▶ Description of the task
Retype, exactly as they stand, the lines from the start of the data to the line that contains "import React from", both ends included. Leave the pictures out.

▶ Given material
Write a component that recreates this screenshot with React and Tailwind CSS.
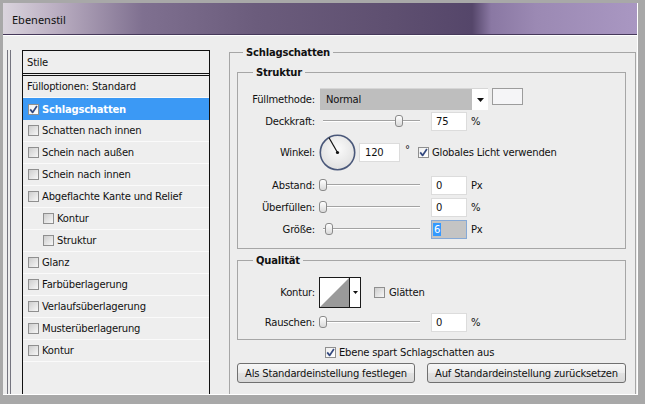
import React from "react";

const Check = ({ checked }) => (
  <span
    className={
      checked
        ? "flex w-[11px] h-[11px] shrink-0 items-center justify-center border border-[#8f8f8f] bg-[linear-gradient(135deg,#f0f0f0,#ffffff)]"
        : "flex w-[11px] h-[11px] shrink-0 items-center justify-center border border-[#8f8f8f] bg-[linear-gradient(135deg,#cdcdcd,#f7f7f7)]"
    }
  >
    {checked && (
      <svg width="9" height="9" viewBox="0 0 9 9">
        <path d="M1.2 4.4 L3.6 7.4 L7.9 1.1" fill="none" stroke="#34497f" strokeWidth="1.7" strokeLinejoin="round" />
      </svg>
    )}
  </span>
);

const Slider = ({ pos }) => (
  <div className="relative w-[104px] h-[14px] shrink-0">
    <div className="absolute left-[3px] right-[4px] top-[6px] h-[2px] border-t border-[#a3a3a3] border-b border-b-white" />
    <div
      className="absolute top-[1px] w-[8px] h-[12px] rounded-[3px] border border-[#8a8a8a] bg-[linear-gradient(#ffffff,#d9d9d9)]"
      style={{ left: pos }}
    />
  </div>
);

const Input = ({ v, wide }) => (
  <div
    className={
      wide
        ? "w-[41px] h-[19px] shrink-0 bg-white border border-[#dcdcdc] flex items-center pl-[5px]"
        : "w-[36px] h-[19px] shrink-0 bg-white border border-[#dcdcdc] flex items-center pl-[4px]"
    }
  >
    {v}
  </div>
);

const Label = ({ children }) => <div className="w-[77px] shrink-0 text-right">{children}</div>;

const SliderRow = ({ label, pos, value, unit, mt }) => (
  <div className={"h-[20px] flex items-center " + mt}>
    <Label>{label}</Label>
    <div className="ml-[5px]">
      <Slider pos={pos} />
    </div>
    <div className="ml-[7px]">
      <Input v={value} />
    </div>
    <div className="ml-[4px]">{unit}</div>
  </div>
);

const items = [
  { t: "Schatten nach innen" },
  { t: "Schein nach außen" },
  { t: "Schein nach innen" },
  { t: "Abgeflachte Kante und Relief" },
  { t: "Kontur", i: true },
  { t: "Struktur", i: true },
  { t: "Glanz" },
  { t: "Farbüberlagerung" },
  { t: "Verlaufsüberlagerung" },
  { t: "Musterüberlagerung" },
  { t: "Kontur" },
];

export default function App() {
  return (
    <div className="w-[645px] h-[404px] bg-[#a8a8a8] pt-[3px] pl-[3px] overflow-hidden font-['DejaVu_Sans',sans-serif] text-[10px] leading-[13px] tracking-[-0.2px] text-[#111]">
      <div className="w-[635px] h-[392px] border-r border-b border-white flex flex-col">
        <div className="h-[32px] shrink-0 border-b border-[#46395a] bg-[linear-gradient(90deg,#dad4dd_0%,#bcb0c3_8%,#7f7090_22%,#6b5c7c_40%,#5e4f70_62%,#55466a_74%,#8a78a3_77%,#9b89b3_84%,#a997c2_100%)] flex items-center pl-[9px] pt-[2px] font-['Noto_Sans',sans-serif] text-[11px] tracking-normal text-[#111]">
          Ebenenstil
        </div>
        <div className="flex-1 min-h-0 border-t border-white bg-[#ededed] flex">
          <div className="w-[19px] shrink-0 flex pt-[14px]">
            <div className="ml-[4px] w-[1px] bg-[#74747e]" />
            <div className="ml-[2px] w-[1px] bg-[#74747e]" />
          </div>

          <div className="mt-[14px] w-[188px] shrink-0 border-x border-t border-[#111] bg-[#eeeeee]">
            <div className="h-[25px] border-b-[3px] border-double border-[#111] pl-[4px] flex items-center">Stile</div>
            <div className="h-[22px] flex items-center border-b border-[#fafafa] pl-[4px]">Fülloptionen: Standard</div>
            <div className="h-[22px] flex items-center bg-[#3b99f5] pl-[5px]">
              <Check checked />
              <span className="ml-[3px] font-bold text-white">Schlagschatten</span>
            </div>
            {items.map((it, k) => (
              <div
                key={k}
                className={
                  it.i
                    ? "h-[22px] flex items-center border-b border-[#fafafa] pl-[20px]"
                    : "h-[22px] flex items-center border-b border-[#fafafa] pl-[5px]"
                }
              >
                <Check />
                <span className="ml-[3px]">{it.t}</span>
              </div>
            ))}
          </div>

          <div className="ml-[19px] mt-[16px] w-[407px] shrink-0 border-x border-t border-[#a6a6a6] flex flex-col">
            <div className="-mt-[7px] ml-[13px] w-fit px-[3px] bg-[#ededed] font-bold h-[13px]">Schlagschatten</div>

            <div className="mt-[13px] ml-[7px] w-[389px] border border-[#a6a6a6] pb-[9px]">
              <div className="-mt-[7px] ml-[15px] w-fit px-[3px] bg-[#ededed] font-bold h-[13px]">Struktur</div>

              <div className="mt-[9px] h-[22px] flex items-center">
                <Label>Füllmethode:</Label>
                <div className="ml-[5px] w-[168px] h-[22px] flex bg-[#bebebe] border-t border-[#d6d6d6]">
                  <div className="flex-1 flex items-center pl-[6px]">Normal</div>
                  <div className="w-[16px] bg-white flex items-center justify-center">
                    <svg width="7" height="4" viewBox="0 0 7 4">
                      <polygon points="0,0 7,0 3.5,4" fill="#111" />
                    </svg>
                  </div>
                </div>
                <div className="ml-[4px] w-[31px] h-[17px] self-start border border-[#9c9c9c] bg-[#f5f5f7]" />
              </div>

              <SliderRow label="Deckkraft:" pos={75} value="75" unit="%" mt="mt-[1px]" />

              <div className="mt-[3px] h-[37px] flex items-center">
                <Label>Winkel:</Label>
                <div className="ml-[4px]">
                  <svg width="37" height="37" viewBox="0 0 37 37">
                    <defs>
                      <radialGradient id="dial" cx="50%" cy="40%" r="60%">
                        <stop offset="0" stopColor="#fbfbfb" />
                        <stop offset="1" stopColor="#e0e0e0" />
                      </radialGradient>
                    </defs>
                    <circle cx="18.5" cy="18.5" r="17.2" fill="url(#dial)" stroke="#4a587a" strokeWidth="1.6" />
                    <line x1="18.5" y1="18.5" x2="10" y2="3.8" stroke="#111" strokeWidth="1.2" />
                    <circle cx="18.5" cy="18.5" r="1.6" fill="#111" />
                  </svg>
                </div>
                <div className="ml-[3px]">
                  <Input v="120" wide />
                </div>
                <div className="ml-[5px] w-[6px] self-start mt-[9px]">°</div>
                <div className="ml-[7px]">
                  <Check checked />
                </div>
                <div className="ml-[3px]">Globales Licht verwenden</div>
              </div>

              <SliderRow label="Abstand:" pos={-1} value="0" unit="Px" mt="mt-[4px]" />
              <SliderRow label="Überfüllen:" pos={-1} value="0" unit="%" mt="mt-[2px]" />

              <div className="mt-[2px] h-[20px] flex items-center">
                <Label>Größe:</Label>
                <div className="ml-[5px]">
                  <Slider pos={5} />
                </div>
                <div className="ml-[7px] w-[36px] h-[19px] shrink-0 bg-[#c4c4c4] border border-[#86a9d6] flex items-center pl-[1px]">
                  <span className="w-[8px] h-[13px] bg-[#3399ff] text-white flex items-center justify-center">6</span>
                </div>
                <div className="ml-[4px]">Px</div>
              </div>
            </div>

            <div className="mt-[11px] ml-[7px] w-[389px] border border-[#a6a6a6] pb-[7px]">
              <div className="-mt-[7px] ml-[15px] w-fit px-[3px] bg-[#ededed] font-bold h-[13px]">Qualität</div>

              <div className="mt-[10px] h-[31px] flex items-center">
                <Label>Kontur:</Label>
                <div className="ml-[4px] w-[42px] h-[31px] border border-[#1a1a1a] flex bg-white">
                  <svg width="29" height="29" viewBox="0 0 29 29">
                    <polygon points="0,29 29,0 29,29" fill="#9a9a9a" />
                  </svg>
                  <div className="w-[11px] border-l border-[#1a1a1a] flex items-center justify-center">
                    <svg width="5" height="3" viewBox="0 0 5 3">
                      <polygon points="0,0 5,0 2.5,3" fill="#111" />
                    </svg>
                  </div>
                </div>
                <div className="ml-[13px]">
                  <Check />
                </div>
                <div className="ml-[4px]">Glätten</div>
              </div>

              <SliderRow label="Rauschen:" pos={-1} value="0" unit="%" mt="mt-[4px]" />
            </div>

            <div className="mt-[2px] h-[20px] flex items-center pl-[95px]">
              <Check checked />
              <span className="ml-[3px]">Ebene spart Schlagschatten aus</span>
            </div>

            <div className="mt-[1px] flex gap-[12px] pl-[7px]">
              <button className="w-[178px] h-[20px] rounded-[3px] border border-[#707070] bg-[linear-gradient(#f7f7f7,#ececec_50%,#e2e2e2_51%,#d8d8d8)]">
                Als Standardeinstellung festlegen
              </button>
              <button className="w-[199px] h-[20px] rounded-[3px] border border-[#707070] bg-[linear-gradient(#f7f7f7,#ececec_50%,#e2e2e2_51%,#d8d8d8)]">
                Auf Standardeinstellung zurücksetzen
              </button>
            </div>
          </div>
        </div>
      </div>
    </div>
  );
}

▶ Full answer
Write a component that recreates this screenshot with React and Tailwind CSS.
import React from "react";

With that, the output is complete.